Esa tendencia destructiva es la misma que encontramos tras la visión que impulsa los siete miembros que componen la Junta de Supervisión Fiscal y que, en esta ocasión, se hace más patente en el contenido del plan fiscal que han confeccionado y que intentan imponer en Puerto Rico.
Se trata de un plan demoledor, con efectos nocivos para nuestro ordenamiento económico y social que no hará más que generar más pobreza y un deterioro progresivo en nuestras condiciones de vida con altas tasas de desempleo, más actividad criminal, más violencia y una polarización social rampante.
Es inadmisible los niveles de insensibilidad que muestran los miembros de esa Junta al querer privar a nuestra población de una educación pública accesible a todos los niveles, incluyendo el universitario; de pretender hundir en la extrema pobreza a nuestros jubilados con el recorte de sus pensiones; de cercenar las arcas públicas con reducciones al gasto social para disminuir los servicios básicos que recibe nuestra población, en particular los más desventajados y desamparados; y de procurar un ambiente de explotación al eliminar muchos de los derechos que protegen a nuestra clase trabajadora y facilita la reproducción de su fuerza laboral.
Y lo que es peor. El plan de la Junta no alcanza a convencer a la población de que la austeridad viabilizará el desarrollo económico de la isla. Menos aún, las proyecciones que presenta no han sido evidenciadas ni justificadas. Todo ha sido un ejercicio de imposición caprichosa de quienes pretenden entregar los recursos del país para complacer los intereses del gran capital.

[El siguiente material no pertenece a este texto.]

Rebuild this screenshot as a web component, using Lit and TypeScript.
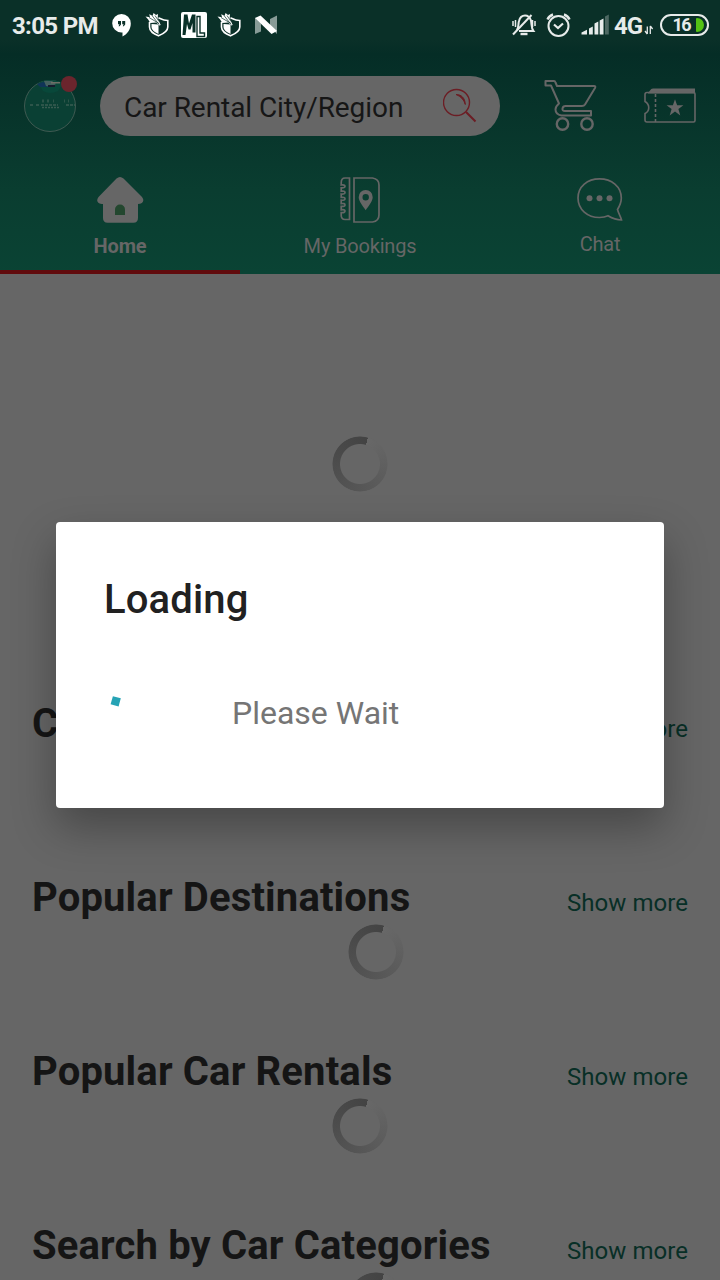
import { LitElement, html, css, svg } from "lit";
import { customElement, property } from "lit/decorators.js";

@customElement("status-bar")
class StatusBar extends LitElement {
  static styles = css`
    :host { display: flex; height: 50px; box-sizing: border-box; padding: 0 12px; align-items: center; color: #e7ebea; justify-content: space-between; }
    .side { display: flex; align-items: center; height: 50px; }
    .time { font-size: 24px; font-weight: 700; line-height: 28px; width: 99px; padding-top: 2px; white-space: nowrap; letter-spacing: -0.65px; }
    .net { font-size: 24px; font-weight: 700; line-height: 28px; padding-top: 2px; width: 30px; margin-left: 4px; letter-spacing: -1px; }
    svg { display: block; flex: none; }
    .right { margin-right: -1px; }
    .battery { box-sizing: border-box; width: 49px; height: 22px; border: 2.2px solid #e7ebea; border-radius: 11px; display: flex; align-items: center; justify-content: flex-end; margin: 0 0 1px 6px; padding-right: 3px; gap: 6px; font-size: 18px; font-weight: 700; letter-spacing: -1.6px; }
    .charge { width: 8px; height: 14px; border-radius: 1px 7px 7px 1px; background: #55c314; }
  `;
  shield() {
    return svg`
      <path d="M149.500 22v5c0 5 4.500 7 9 8.800 5-2 9.300-4.300 9.300-8.800v-6.500c-4 0-6-1.200-9.300-2.800" fill="none" stroke="#fff" stroke-width="1.600"/>
      <path d="M151.500 24l7 .5v9.500c-4-2-7-3.500-7-7.500z" fill="#fff"/>
      <path d="M145.500 16.500l4.500.7-.8-3 3.500 1.500.8-2.700 2.500 2 2-1-.3 4.500 3 6.500-1.500.5-3-3-6 .5-2-3.500z" fill="#fff"/>
      <path d="M149 17.500l10 6m-7-8l7 9m-4-9l4 6" stroke="#0a3028" stroke-width=".7"/>`;
  }
  render() {
    return html`
      <div class="side">
        <span class="time">3:05 PM</span>
        <svg width="168" height="30" viewBox="111 10 168 30">
          <path d="M121.500 14a9.300 9.300 0 0 0 0 18.600h1v3.800c4.500-2.200 8.300-7 8.300-13A9.300 9.300 0 0 0 121.500 14z" fill="#fff"/>
          <path d="M118 21h3v3.500l-1.400 1.700h-1l.8-2H118zm4.200 0h3v3.500l-1.400 1.700h-1l.8-2h-1.400z" fill="#0a3028"/>
          ${this.shield()}
          <rect x="181" y="12" width="26" height="26" rx="2" fill="#fff"/>
          <path d="M182.500 35l1.500-20.500h3.500l1.500 9 3-9h3.500v18h-3V23l-2 6.500h-2l-1.500-5.500-1.500 11z" fill="#0a3028"/>
          <path d="M197 16.500h3v16.500h4.500v3.500H197z" fill="#fff" stroke="#0a3028" stroke-width="1.400"/>
          <g transform="translate(72 0)">${this.shield()}</g>
          <path d="M255 17.500l6 6v8l-6 2.500zM277 15.500V34l-7-7v-8z" fill="#889b97"/>
          <path d="M255 18l5.500-2.500L277 31l-5.500 3z" fill="#fff"/>
        </svg>
      </div>
      <div class="side right">
        <svg width="100" height="30" viewBox="510 10 100 30" fill="none" stroke="#e7ebea" stroke-width="2">
          <path d="M517 30c2-3 1-6 2-9 1-4 3-5.500 6-5.500s5 2 6 5c.8 4 0 7 2.500 10.500H519"/>
          <path d="M513 34.500L531.500 15" />
          <path d="M513 21v5m2.500-6v7M532.500 20v7m2.500-6v5" stroke-width="1.500"/>
          <path d="M520.500 34h7" stroke-width="2.400"/>
          <circle cx="558.500" cy="26" r="10"/>
          <path d="M554 24.500l4 3.500 5-4.500" stroke-width="2.200"/>
          <path d="M547.500 19.500c1-2.500 3-4.200 5.500-5m11 0c2.500.8 4.500 2.500 5.500 5" stroke-width="2.400"/>
          <g stroke="none" fill="#e7ebea">
            <path d="M581.500 34.500v-2l5.500-2.800v4.800z"/><path d="M589 34.500v-6l3.800-2v8zM594.500 34.500v-11l3.800-2v13zM599.700 34.500v-14l3.800-2v16z"/>
            <path d="M605 34.500v-18l3.800-2v20z" fill="#4d6862"/>
          </g>
        </svg>
        <span class="net">4G</span>
        <svg width="10" height="30" viewBox="644 10 10 30" fill="none" stroke="#e7ebea" stroke-width="1.300">
          <path d="M647.300 34v-7.500M645 31l2.300 3M650.300 26v8M650.300 26l2.300 3"/>
        </svg>
        <div class="battery"><span>16</span><div class="charge"></div></div>
      </div>`;
  }
}

@customElement("top-bar")
class TopBar extends LitElement {
  static styles = css`
    :host { display: flex; height: 112px; box-sizing: border-box; padding: 26px 23px 0 24px; align-items: flex-start; }
    svg { display: block; flex: none; }
    .search { flex: none; width: 400px; height: 60px; box-sizing: border-box; border-radius: 30px; background: #666; margin-left: 20px; padding: 0 23px 0 24px; display: flex; align-items: center; justify-content: space-between; font-size: 28px; color: #161616; white-space: nowrap; }
    .label { padding-top: 2px; letter-spacing: -0.06px; }
    .cart { margin-left: 43px; }
    .ticket { margin-left: 46px; }
  `;
  render() {
    return html`
      <svg width="56" height="60" viewBox="24 76 56 60">
        <circle cx="50" cy="106" r="25.500" fill="#0a4034" stroke="#4c625b" stroke-width=".8"/>
        <path d="M38 83q12-6 25 0l-5 8q-8 4-15 0z" fill="#08483a"/>
        <path d="M37 84l6-2 5 1 1 4h-9z" fill="#103457"/><path d="M44 81h8l4 3-5 3-5-1z" fill="#45615f"/>
        <path d="M51 82h9v1.500h-9z" fill="#6e7067"/><path d="M48 86h7" stroke="#161b2d" stroke-width="2"/>
        <path d="M42 101h2m3 0h2m4 0h1m10 0h1m3 0h1" stroke="#2c5549" stroke-width="3"/>
        <path d="M30 105h4m2 0h3m2 0h17m8 0h3m1 0h5" stroke="#3a5c52" stroke-width="1.400" stroke-dasharray="3 1"/>
        <path d="M42 107.500h18" stroke="#3a5c52" stroke-width="1.500" stroke-dasharray="2 1"/>
        <circle cx="69" cy="84" r="8" fill="#6b252d"/>
      </svg>
      <div class="search">
        <span class="label">Car Rental City/Region</span>
        <svg width="34" height="36" viewBox="443 88 34 36" fill="none" stroke="#6c1d24">
          <circle cx="456.500" cy="102.500" r="13" stroke-width="1.400"/>
          <path d="M466 112l9.500 9.500" stroke-width="2"/>
          <path d="M456 94.500c5 0 9 3 9.300 10-1.500-5-4.300-8-9.300-10z" stroke-width="1" fill="#6c1d24"/>
        </svg>
      </div>
      <svg class="cart" width="55" height="56" viewBox="543 76 55 56" fill="none" stroke="#666" stroke-width="2" stroke-linejoin="round">
        <path d="M545.500 81h8.500q1 0 1.500 1.500l1.500 3.500h37q2 0 1 2l-10 16.500q-1 1.500-3 1.500h-16.500q-2.500 0-3 2.500t2.500 2.500h26v4.500h-29.500q-6-1-6-6 0-3 3.500-6l-8-18h-5.500z"/>
        <circle cx="562.500" cy="124" r="5.700" stroke-width="2.400"/><circle cx="587" cy="124" r="5.700" stroke-width="2.400"/>
      </svg>
      <svg class="ticket" width="53" height="52" viewBox="644 76 53 52">
        <path d="M648 93l2-2.500q1-2 3-2h42v5h-47z" fill="#666"/>
        <path d="M647 92.500h46.500q1.500 0 1.500 1.500v26.500q0 1.500-1.500 1.500H647q-2 0-2-2v-6.500c5-2.500 5-9 0-12V94.500q0-2 2-2z" fill="none" stroke="#666" stroke-width="1.600"/>
        <path d="M655.500 94v28" stroke="#666" stroke-width="1.600" stroke-dasharray="3 2"/>
        <path d="M675 99.300l2.100 5.900h6.300l-5 3.800 1.900 6.400-5.300-3.800-5.300 3.800 1.900-6.400-5-3.800h6.300z" fill="#666"/>
      </svg>`;
  }
}

@customElement("tab-bar")
class TabBar extends LitElement {
  static styles = css`
    :host { display: grid; grid-template-columns: repeat(3, 1fr); height: 112px; }
    .tab { display: flex; flex-direction: column; align-items: center; box-sizing: border-box; padding-top: 14px; font-size: 20px; line-height: 24px; color: #666; gap: 10px; letter-spacing: -0.18px; }
    .active { font-weight: 700; border-bottom: 4px solid #610b0d; }
    .chat { gap: 8px; }
    svg { display: block; flex: none; }
  `;
  render() {
    return html`
      <div class="tab active">
        <svg width="48" height="48" viewBox="96 176 48 48">
          <path d="M116.500 178.500q3.500-3 7 0l18.500 18.500c3 4 .500 7-4 7v14q0 4.700-4.700 4.700h-25.600q-4.700 0-4.700-4.700v-14c-5 0-7.500-3-4.500-7z" fill="#666"/>
          <path d="M115 215v-5.500a5 5 0 0 1 10 0v5.500z" fill="#23472f"/>
        </svg>
        <span>Home</span>
      </div>
      <div class="tab">
        <svg width="42" height="48" viewBox="339 176 42 48" fill="none" stroke="#666" stroke-width="1.700">
          <path d="M354 178h18.500q6.500 1 6.500 7v30q0 6-6.500 7H354z" />
          <path d="M349.500 178H345q-3.800 0-3.800 5v2q3.800-.500 3.800 1.300t-3.800 1.500v3.400q3.800-.500 3.800 1.300t-3.800 1.500v3.400q3.800-.500 3.800 1.300t-3.800 1.500v3.400q3.800-.500 3.800 1.300t-3.800 1.500v3.400q3.800-.500 3.800 1.300t-3.800 1.500v2.700q0 4.200 3.800 4.200h4.500z" />
          <path fill-rule="evenodd" stroke="none" fill="#666" d="M365.700 190a7 7 0 0 0-7 7.200c0 4 4 8.500 7 13 3-4.500 7-9 7-13a7 7 0 0 0-7-7.200zm0 4a3.200 3.200 0 1 1 0 6.400 3.200 3.200 0 0 1 0-6.400z"/>
        </svg>
        <span>My Bookings</span>
      </div>
      <div class="tab chat">
        <svg width="48" height="48" viewBox="576 176 48 48" fill="none" stroke="#666" stroke-width="1.700">
          <path d="M617.500 209.500c1 4 3.500 7.500 4 10.500-5 0-9-1.500-13.500-4.200-3 1.500-5.500 1.700-8.500 1.700-12 0-21.500-8-21.500-19.500s9.500-19.200 21.500-19.200 21.800 7.700 21.800 19.200c0 4.500-1.300 7.500-3.800 11.500z"/>
          <g fill="#666" stroke="none"><circle cx="589.500" cy="198.300" r="3"/><circle cx="599.500" cy="198.300" r="3"/><circle cx="609.500" cy="198.300" r="3"/></g>
        </svg>
        <span>Chat</span>
      </div>`;
  }
}

@customElement("ring-spinner")
class RingSpinner extends LitElement {
  static styles = css`
    :host { display: block; width: 56px; height: 56px; flex: none; border-radius: 50%;
      background: conic-gradient(from 17deg, #686868, #606060 20%, #555 48%, #4b4b4b 75%, #434343);
      -webkit-mask: radial-gradient(circle, transparent 19.5px, #000 20.5px, #000 27px, transparent 28px);
      mask: radial-gradient(circle, transparent 19.5px, #000 20.5px, #000 27px, transparent 28px); }
  `;
}

@customElement("list-section")
class ListSection extends LitElement {
  @property() heading = "";
  static styles = css`
    :host { display: block; height: 174px; }
    .row { display: flex; justify-content: space-between; align-items: baseline; padding: 0 32px; height: 50px; }
    .title { font-size: 40px; line-height: 47px; font-weight: 700; color: #151515; white-space: nowrap; letter-spacing: 0.15px; }
    .more { font-size: 24px; color: #082f26; white-space: nowrap; letter-spacing: 0.05px; }
    .body { display: flex; justify-content: center; }
  `;
  render() {
    return html`
      <div class="row"><span class="title">${this.heading}</span><span class="more">Show more</span></div>
      <div class="body"><slot></slot></div>`;
  }
}

@customElement("loading-dialog")
class LoadingDialog extends LitElement {
  static styles = css`
    :host { display: block; box-sizing: border-box; width: 608px; height: 286px; padding: 54px 48px 0; border-radius: 4px; background: #fff;
      box-shadow: 0 19px 44px rgba(0,0,0,.31); }
    .title { font-size: 40px; line-height: 47px; font-weight: 500; color: #212121; letter-spacing: 0.15px; }
    .row { display: flex; align-items: flex-start; margin-top: 71px; }
    svg { display: block; width: 128px; height: 24px; }
    .msg { font-size: 32px; line-height: 38px; color: #757575; }
  `;
  render() {
    return html`
      <div class="title">Loading</div>
      <div class="row">
        <svg viewBox="104 694 128 24"><path d="M112.900 696.300l7.900 2-2.200 8.200-8-2.200z" fill="#26a3b5"/></svg>
        <span class="msg">Please Wait</span>
      </div>`;
  }
}

@customElement("app-root")
class AppRoot extends LitElement {
  static styles = css`
    :host { display: block; position: relative; width: 720px; height: 1280px; overflow: hidden; background: #666; font-family: Roboto, sans-serif; }
    .head { height: 274px; background: linear-gradient(#0a3028 0, #0a3028 40px, #052d26 54px, #0a3d30 190px, #0a4334 274px); }
    .hero { display: flex; justify-content: center; box-sizing: border-box; height: 426px; padding-top: 162px; }
    .shift { margin-left: 32px; }
    .overlay { position: absolute; top: 0; left: 0; width: 720px; height: 1280px; box-sizing: border-box; padding: 522px 56px 0; }
  `;
  render() {
    return html`
      <div class="head"><status-bar></status-bar><top-bar></top-bar><tab-bar></tab-bar></div>
      <div class="hero"><ring-spinner></ring-spinner></div>
      <list-section heading="C"></list-section>
      <list-section heading="Popular Destinations"><ring-spinner class="shift"></ring-spinner></list-section>
      <list-section heading="Popular Car Rentals"><ring-spinner></ring-spinner></list-section>
      <list-section heading="Search by Car Categories"><ring-spinner class="shift"></ring-spinner></list-section>
      <div class="overlay"><loading-dialog></loading-dialog></div>`;
  }
}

De esa manera, los miembros de la Junta y sus acólitos, patrocinadores y testaferros boricuas, muchos de ellos colocados detrás de los micrófonos de las estaciones radiales, dirigen el país al ostracismo.
Cierto es que hay una necesidad urgente de reestructurar el Gobierno y concertar mejores prácticas de administración de los bienes públicos. Pero eso no puede ser imponiendo medidas de austeridad que someterán a nuestra población a un empobrecimiento cada vez mayor y sin esperanza de futuro.